Many have worried that this could mean that the current fiscal consolidation path will be abandoned in favour of a range for a fiscal deficit that a poll-bound government might find easier to deal with. Suggestions to this effect have already been made by some responsible people in the government. If so, that would be unfortunate. In fact, this should be seen as an opportunity to make the FRBM Act - which was, sadly, never really given a chance to succeed - more stringent. The best practices worldwide for independent Budget appraisal and monitoring mechanisms should be examined.

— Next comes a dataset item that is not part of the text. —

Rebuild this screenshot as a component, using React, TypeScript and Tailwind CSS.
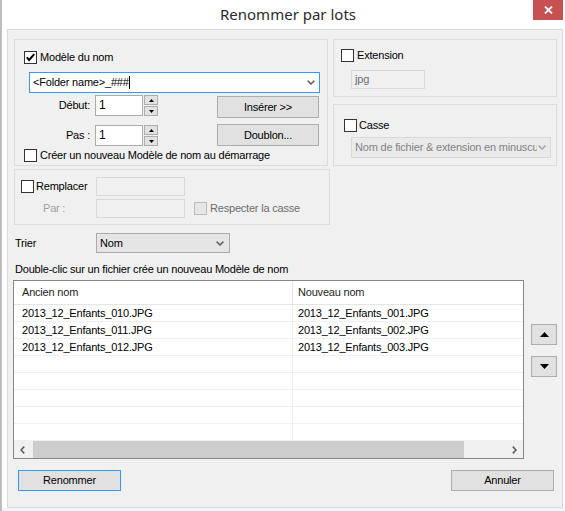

The ideal case would be that a reformed FRBM Act sets up an independent Budget scrutiny office that helps, through transparent and predetermined factors, ensure that the Centre is constrained to keep within prudent deficit limits during good times, and is allowed a reasonable amount of leeway during bad times - but not too much, as happened in 2008-09, the year that the enforcement of the existing FRBM Act was paused.

What are the principles that should guide the committee in its examination of the working of the Act, and in its proposals for reform? Perhaps the most important ones are simplicity and targeting. In terms of targeting, it may be tempting to dilute the emphasis of the law towards considering the combined deficit of states and the Centre. But the truth is that states have been relatively better disciplined by a combination of structural changes in the 2000s. The focus of the FRBM Act should be the Centre, where the fisc has so far been largely unrestrained. Simplicity is no less an important principle. In its essence, the structurally high fiscal deficit of the Union government is a crude problem. It should therefore be self-evident that solutions to it should not be overly complicated. Politicians and bureaucrats should be provided as little wiggle room as possible to evade the strictures of a well-designed FRBM Act.

To be sure, the government's commitment to return to the path of fiscal responsibility in the last few years is praiseworthy. The proposed move to a medium-term fiscal framework, a more modern and flexible way of ensuring stability to government finances, is also welcome. However, the changes must be well-designed - for them to be credible in the eyes of bond markets and the wider world, they should not be seen as meeting the immediate interests of the current government. This purpose would be best served by any reform of the FRBM Act being accompanied with a commitment to stick to the currently announced fiscal consolidation path.